- Consensus secondary structure of manA RNAs

Identifiers
- Symbol: manA RNA
- Rfam: RF01745

Other data
- RNA type: Cis-regulatory element
- Domain(s): Photobacterium
- PDB structures: PDBe

= ManA RNA motif =

The manA RNA motif (also called manA) refers to a conserved RNA structure that was identified by bioinformatics. Instances of the manA RNA motif were detected in bacteria in the genus Photobacterium and phages that infect certain kinds of cyanobacteria. However, most predicted manA RNA sequences are derived from DNA collected from uncultivated marine bacteria. Almost all manA RNAs are positioned such that they might be in the 5' untranslated regions of protein-coding genes, and therefore it was hypothesized that manA RNAs function as cis-regulatory elements. Given the relative complexity of their secondary structure, and their hypothesized cis-regulatory role, they might be riboswitches.

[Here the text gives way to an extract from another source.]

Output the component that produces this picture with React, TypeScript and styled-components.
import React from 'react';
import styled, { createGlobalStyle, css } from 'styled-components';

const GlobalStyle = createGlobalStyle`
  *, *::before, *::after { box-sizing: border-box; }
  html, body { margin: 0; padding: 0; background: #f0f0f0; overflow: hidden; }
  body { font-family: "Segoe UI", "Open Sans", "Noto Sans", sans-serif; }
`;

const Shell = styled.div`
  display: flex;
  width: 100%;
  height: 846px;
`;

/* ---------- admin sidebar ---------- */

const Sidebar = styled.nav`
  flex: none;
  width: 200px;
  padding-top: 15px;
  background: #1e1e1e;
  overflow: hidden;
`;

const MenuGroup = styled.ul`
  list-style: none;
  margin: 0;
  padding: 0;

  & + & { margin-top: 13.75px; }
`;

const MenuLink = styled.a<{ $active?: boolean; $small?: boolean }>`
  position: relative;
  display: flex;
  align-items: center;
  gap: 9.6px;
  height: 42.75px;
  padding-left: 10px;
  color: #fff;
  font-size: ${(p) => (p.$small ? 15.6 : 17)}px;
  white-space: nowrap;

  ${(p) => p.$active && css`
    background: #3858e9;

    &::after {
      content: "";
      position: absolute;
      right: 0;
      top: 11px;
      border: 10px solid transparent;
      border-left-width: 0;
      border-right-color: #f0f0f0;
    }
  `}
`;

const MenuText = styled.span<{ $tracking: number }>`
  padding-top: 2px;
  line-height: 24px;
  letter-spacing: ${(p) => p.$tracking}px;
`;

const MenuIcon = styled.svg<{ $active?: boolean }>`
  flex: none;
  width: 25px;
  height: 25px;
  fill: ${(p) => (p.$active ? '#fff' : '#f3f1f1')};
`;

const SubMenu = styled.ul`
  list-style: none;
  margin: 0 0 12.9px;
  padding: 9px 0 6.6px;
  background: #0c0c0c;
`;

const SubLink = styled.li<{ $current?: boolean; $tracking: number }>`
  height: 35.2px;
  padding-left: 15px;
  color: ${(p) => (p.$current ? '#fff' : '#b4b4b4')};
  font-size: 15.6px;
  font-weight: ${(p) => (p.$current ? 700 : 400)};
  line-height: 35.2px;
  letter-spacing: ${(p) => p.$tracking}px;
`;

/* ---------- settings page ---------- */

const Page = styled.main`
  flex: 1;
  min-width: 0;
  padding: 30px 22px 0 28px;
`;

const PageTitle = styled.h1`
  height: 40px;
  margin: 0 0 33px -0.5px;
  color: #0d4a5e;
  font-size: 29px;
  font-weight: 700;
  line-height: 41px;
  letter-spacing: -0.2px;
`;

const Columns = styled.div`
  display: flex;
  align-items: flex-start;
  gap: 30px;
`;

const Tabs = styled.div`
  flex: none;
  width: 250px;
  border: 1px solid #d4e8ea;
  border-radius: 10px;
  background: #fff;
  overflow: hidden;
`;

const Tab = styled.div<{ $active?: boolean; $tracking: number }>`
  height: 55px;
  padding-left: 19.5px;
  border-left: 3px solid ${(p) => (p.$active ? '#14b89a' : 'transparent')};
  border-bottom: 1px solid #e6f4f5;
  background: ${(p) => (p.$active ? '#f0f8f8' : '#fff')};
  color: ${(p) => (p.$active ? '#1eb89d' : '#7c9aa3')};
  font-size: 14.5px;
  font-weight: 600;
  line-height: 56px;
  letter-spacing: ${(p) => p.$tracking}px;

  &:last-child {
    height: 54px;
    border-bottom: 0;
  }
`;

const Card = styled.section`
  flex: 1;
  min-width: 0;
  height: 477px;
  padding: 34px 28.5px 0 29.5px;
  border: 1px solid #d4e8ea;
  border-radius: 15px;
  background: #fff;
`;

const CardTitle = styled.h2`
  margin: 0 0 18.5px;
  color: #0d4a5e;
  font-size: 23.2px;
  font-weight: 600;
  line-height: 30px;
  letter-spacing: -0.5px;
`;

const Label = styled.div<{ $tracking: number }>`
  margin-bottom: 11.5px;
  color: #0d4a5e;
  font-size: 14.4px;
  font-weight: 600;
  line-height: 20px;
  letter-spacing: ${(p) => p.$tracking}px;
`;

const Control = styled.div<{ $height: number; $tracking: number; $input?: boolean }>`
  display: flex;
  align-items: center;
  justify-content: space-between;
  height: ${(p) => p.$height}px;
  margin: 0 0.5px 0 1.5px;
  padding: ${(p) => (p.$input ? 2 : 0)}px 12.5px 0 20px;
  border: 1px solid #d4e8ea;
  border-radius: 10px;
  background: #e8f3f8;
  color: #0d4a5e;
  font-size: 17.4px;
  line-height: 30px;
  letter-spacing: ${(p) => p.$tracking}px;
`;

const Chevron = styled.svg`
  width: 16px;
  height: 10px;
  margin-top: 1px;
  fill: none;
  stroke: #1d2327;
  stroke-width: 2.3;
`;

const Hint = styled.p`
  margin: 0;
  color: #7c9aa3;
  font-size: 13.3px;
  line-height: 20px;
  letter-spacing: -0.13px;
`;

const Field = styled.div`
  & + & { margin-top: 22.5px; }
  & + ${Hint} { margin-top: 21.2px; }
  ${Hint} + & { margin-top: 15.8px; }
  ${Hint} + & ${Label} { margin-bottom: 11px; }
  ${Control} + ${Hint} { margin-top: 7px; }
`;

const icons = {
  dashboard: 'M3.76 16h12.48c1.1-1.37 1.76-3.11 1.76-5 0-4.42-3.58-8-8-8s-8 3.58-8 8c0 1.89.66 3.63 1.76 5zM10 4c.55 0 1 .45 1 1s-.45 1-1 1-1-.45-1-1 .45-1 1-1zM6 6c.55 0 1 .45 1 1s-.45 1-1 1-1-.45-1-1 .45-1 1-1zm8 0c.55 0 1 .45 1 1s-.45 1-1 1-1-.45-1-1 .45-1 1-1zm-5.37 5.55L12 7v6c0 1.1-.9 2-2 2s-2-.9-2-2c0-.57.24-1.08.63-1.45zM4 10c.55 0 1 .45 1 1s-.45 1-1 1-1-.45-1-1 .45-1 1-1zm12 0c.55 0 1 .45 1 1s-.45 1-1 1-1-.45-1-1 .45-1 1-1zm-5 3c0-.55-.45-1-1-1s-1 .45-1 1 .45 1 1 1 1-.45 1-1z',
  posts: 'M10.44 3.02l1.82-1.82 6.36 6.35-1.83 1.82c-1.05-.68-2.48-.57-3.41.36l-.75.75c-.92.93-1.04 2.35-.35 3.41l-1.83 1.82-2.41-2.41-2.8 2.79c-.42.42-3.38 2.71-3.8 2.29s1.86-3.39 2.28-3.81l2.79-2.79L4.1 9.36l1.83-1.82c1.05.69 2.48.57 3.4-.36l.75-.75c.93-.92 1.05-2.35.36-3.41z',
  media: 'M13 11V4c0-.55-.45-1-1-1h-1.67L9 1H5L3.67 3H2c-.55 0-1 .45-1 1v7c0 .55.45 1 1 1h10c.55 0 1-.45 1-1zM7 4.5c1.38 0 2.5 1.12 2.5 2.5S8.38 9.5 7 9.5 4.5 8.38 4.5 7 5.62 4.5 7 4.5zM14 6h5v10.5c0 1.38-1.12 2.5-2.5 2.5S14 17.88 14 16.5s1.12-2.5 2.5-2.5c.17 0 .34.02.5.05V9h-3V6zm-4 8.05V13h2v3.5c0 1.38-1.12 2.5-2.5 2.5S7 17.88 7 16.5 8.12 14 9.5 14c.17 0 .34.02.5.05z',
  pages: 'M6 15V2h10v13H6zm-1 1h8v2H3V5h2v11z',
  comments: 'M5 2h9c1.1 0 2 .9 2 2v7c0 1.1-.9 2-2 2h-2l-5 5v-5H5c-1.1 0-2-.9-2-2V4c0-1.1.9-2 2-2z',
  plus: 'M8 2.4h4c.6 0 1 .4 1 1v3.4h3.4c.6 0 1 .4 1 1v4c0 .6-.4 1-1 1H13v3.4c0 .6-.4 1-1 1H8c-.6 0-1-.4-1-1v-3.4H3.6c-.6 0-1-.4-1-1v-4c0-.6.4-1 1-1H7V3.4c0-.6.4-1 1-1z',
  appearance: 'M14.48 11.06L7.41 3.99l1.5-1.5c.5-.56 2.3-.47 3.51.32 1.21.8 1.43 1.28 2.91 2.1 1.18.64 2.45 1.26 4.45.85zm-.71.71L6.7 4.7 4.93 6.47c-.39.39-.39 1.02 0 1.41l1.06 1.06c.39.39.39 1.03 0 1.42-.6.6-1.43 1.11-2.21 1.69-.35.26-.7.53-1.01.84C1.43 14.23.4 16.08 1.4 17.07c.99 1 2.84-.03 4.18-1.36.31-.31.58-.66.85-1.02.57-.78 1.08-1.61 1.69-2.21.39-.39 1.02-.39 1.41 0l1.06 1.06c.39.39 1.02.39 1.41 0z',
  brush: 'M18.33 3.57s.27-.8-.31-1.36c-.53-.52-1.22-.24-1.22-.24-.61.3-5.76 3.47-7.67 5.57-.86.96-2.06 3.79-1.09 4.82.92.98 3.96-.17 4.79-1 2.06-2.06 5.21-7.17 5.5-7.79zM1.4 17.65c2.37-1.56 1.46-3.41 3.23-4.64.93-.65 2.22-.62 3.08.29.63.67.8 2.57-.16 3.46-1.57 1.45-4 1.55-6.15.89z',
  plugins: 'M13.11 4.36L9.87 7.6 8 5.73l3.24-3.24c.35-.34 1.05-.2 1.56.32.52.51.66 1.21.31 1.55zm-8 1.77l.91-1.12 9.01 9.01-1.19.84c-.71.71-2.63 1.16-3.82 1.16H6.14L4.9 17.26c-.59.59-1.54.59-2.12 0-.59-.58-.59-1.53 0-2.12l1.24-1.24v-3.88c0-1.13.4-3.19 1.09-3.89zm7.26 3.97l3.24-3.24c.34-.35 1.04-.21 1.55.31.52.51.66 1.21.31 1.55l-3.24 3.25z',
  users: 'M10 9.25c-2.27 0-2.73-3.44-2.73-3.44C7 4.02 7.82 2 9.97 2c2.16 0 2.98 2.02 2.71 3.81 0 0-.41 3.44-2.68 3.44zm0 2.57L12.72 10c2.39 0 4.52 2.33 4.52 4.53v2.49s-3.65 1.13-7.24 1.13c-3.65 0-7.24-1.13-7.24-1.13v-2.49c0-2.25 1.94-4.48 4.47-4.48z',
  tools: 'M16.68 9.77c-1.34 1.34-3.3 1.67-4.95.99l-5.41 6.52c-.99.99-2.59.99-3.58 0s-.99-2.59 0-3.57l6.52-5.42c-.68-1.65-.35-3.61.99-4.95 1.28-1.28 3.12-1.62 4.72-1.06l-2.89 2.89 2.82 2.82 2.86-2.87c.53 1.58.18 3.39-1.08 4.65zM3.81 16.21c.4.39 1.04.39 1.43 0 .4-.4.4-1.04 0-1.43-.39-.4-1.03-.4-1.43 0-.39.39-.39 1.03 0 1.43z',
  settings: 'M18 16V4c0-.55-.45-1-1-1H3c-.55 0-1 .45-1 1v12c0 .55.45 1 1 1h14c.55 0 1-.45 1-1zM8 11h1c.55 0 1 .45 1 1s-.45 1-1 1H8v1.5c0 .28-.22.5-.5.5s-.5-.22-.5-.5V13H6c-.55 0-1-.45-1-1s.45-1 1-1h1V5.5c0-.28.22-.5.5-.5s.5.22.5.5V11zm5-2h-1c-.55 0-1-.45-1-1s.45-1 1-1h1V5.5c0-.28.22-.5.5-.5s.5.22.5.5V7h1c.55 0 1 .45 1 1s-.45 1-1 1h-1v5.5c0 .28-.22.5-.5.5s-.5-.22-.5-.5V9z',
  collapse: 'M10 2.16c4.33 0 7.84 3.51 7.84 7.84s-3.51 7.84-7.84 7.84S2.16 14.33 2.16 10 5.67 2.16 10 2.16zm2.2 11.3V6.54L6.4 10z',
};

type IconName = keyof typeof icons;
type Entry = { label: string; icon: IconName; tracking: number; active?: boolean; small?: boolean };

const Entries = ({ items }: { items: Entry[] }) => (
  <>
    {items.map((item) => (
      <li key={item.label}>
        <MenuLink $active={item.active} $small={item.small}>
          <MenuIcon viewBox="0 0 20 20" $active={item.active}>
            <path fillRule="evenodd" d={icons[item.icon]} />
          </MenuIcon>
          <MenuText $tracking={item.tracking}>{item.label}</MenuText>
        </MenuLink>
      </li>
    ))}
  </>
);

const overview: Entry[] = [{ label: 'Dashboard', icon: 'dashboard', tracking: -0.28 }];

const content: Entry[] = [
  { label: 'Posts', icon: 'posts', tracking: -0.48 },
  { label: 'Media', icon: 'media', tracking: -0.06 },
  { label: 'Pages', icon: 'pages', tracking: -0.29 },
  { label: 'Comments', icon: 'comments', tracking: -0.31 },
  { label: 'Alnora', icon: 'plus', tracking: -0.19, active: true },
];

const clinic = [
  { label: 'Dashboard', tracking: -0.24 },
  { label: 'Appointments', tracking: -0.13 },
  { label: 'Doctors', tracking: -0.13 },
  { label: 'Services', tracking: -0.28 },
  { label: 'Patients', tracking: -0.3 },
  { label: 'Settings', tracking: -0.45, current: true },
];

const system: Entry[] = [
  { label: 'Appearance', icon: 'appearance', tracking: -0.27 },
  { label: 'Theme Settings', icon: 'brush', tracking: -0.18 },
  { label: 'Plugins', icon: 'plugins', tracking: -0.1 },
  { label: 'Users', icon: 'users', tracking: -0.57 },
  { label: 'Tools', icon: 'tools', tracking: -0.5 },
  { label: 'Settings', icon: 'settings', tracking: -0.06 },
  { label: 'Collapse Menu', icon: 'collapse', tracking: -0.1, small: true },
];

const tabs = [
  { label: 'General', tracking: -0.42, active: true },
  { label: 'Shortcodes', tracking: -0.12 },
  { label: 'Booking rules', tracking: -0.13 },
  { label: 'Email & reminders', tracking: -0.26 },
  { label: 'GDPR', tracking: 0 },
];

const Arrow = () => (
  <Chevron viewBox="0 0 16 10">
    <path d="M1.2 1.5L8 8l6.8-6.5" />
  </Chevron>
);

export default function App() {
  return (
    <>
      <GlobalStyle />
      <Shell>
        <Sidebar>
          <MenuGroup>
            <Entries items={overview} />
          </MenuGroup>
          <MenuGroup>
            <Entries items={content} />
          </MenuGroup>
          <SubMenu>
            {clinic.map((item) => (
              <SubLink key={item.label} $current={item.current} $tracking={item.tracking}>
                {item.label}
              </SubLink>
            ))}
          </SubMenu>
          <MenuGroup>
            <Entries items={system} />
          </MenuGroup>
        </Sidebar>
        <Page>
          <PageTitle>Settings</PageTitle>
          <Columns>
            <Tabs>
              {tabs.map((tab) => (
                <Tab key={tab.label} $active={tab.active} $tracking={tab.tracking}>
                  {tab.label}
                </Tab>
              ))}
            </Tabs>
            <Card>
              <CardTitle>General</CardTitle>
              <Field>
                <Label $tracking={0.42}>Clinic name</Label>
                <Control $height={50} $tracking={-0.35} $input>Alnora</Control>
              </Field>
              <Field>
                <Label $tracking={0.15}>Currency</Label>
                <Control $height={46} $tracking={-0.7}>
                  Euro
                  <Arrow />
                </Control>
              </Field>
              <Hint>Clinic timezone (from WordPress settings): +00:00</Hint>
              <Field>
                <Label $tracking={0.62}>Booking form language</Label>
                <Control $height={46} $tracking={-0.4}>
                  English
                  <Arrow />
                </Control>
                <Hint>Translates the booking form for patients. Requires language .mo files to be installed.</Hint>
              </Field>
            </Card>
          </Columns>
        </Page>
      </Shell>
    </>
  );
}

The genes thought to be regulated by manA RNAs are most typically those involved in the metabolism of the sugars fructose and mannose, synthesis of nucleotides, bacterial photosynthesis and a class of protein chaperones known as ibpA. manA RNAs are also often adjacent to transfer RNAs, and are likely transcribed with them. Although these genes are not thought of as typical of phages, it has previously been observed that phages infecting cyanobacteria commonly incorporate such genes.